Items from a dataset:
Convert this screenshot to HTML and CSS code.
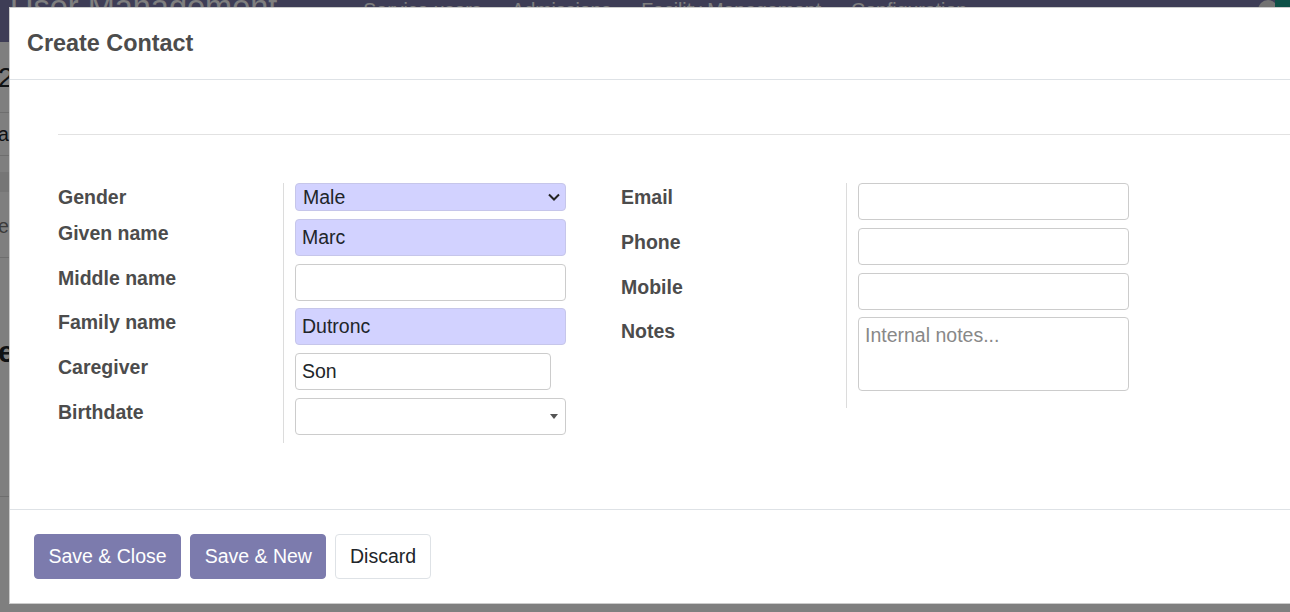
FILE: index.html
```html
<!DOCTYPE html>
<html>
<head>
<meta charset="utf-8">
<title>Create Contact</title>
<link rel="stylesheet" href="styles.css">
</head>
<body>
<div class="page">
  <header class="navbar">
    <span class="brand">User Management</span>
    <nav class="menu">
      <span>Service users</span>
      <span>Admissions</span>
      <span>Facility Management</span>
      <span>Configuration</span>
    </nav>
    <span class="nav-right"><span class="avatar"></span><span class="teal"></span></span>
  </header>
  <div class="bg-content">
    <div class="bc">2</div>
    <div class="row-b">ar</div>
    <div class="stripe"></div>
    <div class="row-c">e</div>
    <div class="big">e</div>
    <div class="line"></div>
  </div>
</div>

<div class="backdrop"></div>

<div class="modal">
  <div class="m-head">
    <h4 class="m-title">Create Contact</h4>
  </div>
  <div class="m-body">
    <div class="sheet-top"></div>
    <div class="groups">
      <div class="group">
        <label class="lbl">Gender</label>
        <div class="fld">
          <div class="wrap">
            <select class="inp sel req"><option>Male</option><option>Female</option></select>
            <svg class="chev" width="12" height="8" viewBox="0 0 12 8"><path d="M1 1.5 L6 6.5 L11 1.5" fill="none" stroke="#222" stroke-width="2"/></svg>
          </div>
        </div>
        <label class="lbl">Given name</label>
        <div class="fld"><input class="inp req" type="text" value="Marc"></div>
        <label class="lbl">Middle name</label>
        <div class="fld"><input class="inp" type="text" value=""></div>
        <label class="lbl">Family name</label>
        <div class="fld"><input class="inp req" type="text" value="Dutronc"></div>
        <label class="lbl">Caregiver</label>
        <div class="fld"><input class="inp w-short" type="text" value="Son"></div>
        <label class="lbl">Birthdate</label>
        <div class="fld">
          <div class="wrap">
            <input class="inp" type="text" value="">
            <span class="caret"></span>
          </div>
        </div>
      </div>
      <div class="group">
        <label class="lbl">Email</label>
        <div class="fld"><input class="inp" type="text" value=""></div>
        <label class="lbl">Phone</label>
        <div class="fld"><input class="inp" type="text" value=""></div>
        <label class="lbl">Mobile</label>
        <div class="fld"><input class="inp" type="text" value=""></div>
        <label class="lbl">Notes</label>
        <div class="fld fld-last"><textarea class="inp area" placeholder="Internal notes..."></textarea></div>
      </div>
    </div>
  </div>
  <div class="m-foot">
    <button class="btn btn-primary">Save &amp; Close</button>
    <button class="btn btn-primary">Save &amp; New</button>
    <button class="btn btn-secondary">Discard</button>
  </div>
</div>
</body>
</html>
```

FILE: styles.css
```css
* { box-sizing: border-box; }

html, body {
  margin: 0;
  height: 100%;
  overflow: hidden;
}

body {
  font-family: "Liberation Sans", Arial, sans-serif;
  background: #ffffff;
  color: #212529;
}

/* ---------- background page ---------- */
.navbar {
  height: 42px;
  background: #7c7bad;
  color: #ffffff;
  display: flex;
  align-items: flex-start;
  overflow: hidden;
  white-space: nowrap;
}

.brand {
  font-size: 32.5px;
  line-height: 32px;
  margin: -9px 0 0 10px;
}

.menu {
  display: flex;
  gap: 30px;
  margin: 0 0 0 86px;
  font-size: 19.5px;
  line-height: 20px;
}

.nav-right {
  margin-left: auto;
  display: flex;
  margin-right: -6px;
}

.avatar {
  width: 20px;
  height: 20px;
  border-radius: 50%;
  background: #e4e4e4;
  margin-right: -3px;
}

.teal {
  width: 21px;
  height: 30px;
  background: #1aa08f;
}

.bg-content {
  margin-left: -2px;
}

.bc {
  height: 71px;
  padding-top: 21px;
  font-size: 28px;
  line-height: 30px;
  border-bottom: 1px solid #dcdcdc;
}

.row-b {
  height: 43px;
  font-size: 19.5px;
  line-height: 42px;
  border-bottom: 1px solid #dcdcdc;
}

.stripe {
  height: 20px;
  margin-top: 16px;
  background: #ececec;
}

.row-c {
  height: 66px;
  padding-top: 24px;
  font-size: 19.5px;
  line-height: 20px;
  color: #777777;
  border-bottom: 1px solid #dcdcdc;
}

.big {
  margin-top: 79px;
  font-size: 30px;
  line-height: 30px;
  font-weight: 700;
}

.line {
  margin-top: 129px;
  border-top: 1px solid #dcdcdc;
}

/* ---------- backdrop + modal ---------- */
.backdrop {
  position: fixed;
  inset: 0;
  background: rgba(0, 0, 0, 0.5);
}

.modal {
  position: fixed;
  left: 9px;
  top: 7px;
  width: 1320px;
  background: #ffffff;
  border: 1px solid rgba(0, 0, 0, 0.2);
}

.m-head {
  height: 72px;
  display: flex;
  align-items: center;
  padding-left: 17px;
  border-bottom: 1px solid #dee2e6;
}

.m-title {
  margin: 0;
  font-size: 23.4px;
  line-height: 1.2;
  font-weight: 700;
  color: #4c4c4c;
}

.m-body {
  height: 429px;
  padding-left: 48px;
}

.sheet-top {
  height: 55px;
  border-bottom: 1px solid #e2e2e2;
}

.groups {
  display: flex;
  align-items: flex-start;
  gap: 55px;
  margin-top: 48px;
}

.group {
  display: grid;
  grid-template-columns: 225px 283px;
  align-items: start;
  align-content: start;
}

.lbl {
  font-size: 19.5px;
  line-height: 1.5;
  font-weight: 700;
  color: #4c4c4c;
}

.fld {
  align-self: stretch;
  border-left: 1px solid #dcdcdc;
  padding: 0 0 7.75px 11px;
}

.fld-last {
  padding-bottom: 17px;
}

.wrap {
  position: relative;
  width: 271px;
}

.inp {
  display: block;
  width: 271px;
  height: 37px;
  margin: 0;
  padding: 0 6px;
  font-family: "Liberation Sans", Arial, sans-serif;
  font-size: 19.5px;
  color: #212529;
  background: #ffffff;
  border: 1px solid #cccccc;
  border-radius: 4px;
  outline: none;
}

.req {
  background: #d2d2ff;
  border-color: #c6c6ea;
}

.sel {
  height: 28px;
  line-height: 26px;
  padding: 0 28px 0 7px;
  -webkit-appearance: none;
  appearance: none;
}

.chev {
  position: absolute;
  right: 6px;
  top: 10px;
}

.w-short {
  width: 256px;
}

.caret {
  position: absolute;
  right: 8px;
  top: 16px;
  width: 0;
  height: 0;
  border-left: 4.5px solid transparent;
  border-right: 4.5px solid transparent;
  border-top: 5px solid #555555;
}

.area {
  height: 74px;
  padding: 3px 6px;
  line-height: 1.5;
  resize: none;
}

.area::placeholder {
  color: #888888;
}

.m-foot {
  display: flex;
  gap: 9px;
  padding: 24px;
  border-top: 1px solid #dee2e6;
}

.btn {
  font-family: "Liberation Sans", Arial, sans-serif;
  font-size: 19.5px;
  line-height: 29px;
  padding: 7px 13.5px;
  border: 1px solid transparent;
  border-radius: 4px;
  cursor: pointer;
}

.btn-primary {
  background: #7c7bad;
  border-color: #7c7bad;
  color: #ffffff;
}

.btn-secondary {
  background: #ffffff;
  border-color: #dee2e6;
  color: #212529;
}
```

* * *

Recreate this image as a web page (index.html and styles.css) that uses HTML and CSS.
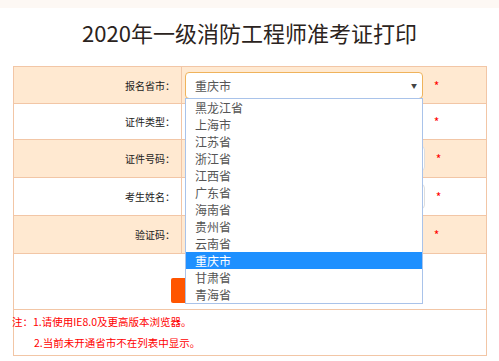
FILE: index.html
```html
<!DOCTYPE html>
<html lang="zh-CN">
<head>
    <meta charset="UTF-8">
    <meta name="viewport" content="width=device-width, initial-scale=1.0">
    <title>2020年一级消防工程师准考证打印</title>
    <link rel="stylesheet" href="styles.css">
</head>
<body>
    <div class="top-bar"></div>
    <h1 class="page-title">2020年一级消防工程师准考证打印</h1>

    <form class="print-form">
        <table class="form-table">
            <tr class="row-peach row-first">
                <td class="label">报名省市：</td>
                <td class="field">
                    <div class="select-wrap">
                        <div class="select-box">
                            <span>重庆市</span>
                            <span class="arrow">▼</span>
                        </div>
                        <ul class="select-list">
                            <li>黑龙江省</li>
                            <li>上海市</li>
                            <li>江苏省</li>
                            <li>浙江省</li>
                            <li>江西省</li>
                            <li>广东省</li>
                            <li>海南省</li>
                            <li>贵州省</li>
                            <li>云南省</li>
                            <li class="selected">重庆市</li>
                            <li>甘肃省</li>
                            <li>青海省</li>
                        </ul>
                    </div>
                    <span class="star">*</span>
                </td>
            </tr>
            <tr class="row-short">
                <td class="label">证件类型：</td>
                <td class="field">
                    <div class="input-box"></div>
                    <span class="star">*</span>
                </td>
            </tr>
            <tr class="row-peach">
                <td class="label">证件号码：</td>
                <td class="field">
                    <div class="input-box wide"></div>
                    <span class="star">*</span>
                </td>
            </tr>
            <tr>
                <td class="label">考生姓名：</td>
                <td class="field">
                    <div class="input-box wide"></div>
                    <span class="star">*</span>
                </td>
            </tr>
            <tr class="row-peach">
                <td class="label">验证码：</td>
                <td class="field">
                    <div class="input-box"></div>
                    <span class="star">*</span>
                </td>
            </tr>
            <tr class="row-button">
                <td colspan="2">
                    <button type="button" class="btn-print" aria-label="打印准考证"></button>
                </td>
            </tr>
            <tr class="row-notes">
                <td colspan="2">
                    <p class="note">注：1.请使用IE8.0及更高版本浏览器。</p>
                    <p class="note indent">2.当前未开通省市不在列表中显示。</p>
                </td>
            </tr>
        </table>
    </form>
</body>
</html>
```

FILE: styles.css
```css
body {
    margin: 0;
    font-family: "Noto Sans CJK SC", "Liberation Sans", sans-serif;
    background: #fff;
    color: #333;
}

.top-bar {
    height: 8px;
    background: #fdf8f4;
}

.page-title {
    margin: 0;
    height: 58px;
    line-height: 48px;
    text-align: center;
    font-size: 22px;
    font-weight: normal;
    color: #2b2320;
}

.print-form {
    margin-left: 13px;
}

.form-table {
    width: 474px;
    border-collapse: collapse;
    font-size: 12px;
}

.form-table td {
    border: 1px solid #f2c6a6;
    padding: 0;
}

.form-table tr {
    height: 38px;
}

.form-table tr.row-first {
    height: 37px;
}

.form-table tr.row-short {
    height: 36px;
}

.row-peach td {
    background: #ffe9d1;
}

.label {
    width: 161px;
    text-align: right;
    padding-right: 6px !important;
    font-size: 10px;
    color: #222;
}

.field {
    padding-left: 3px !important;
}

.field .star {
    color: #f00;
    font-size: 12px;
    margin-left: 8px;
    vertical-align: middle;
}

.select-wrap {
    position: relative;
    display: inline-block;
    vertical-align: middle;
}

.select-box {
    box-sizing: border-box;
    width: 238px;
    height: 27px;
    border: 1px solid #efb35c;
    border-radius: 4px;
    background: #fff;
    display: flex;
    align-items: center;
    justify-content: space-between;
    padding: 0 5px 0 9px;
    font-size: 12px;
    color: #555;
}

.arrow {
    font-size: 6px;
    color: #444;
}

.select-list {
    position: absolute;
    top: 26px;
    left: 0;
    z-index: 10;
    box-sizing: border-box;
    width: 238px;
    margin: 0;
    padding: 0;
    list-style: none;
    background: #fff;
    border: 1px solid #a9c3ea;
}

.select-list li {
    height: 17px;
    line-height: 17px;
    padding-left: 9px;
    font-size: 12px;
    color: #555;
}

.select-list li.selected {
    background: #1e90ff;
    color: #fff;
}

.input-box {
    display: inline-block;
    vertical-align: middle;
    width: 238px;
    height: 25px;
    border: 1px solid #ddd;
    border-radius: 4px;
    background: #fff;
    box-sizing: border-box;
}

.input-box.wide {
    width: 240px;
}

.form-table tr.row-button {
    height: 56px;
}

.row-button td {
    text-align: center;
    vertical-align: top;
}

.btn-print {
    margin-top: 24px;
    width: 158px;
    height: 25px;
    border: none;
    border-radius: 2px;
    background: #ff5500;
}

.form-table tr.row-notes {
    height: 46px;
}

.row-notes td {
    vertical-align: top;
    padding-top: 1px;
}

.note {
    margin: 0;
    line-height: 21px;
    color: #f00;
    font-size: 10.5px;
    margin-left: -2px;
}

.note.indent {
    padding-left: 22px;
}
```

> **WHAT YOU NEED TO DO**:
Lines containing the word "page" must all be returned from the material above.

> **EXERCISE ANSWER**:
<div class="page">
/* ---------- background page ---------- */
Recreate this image as a web page (index.html and styles.css) that uses HTML and CSS.
    <h1 class="page-title">2020年一级消防工程师准考证打印</h1>
.page-title {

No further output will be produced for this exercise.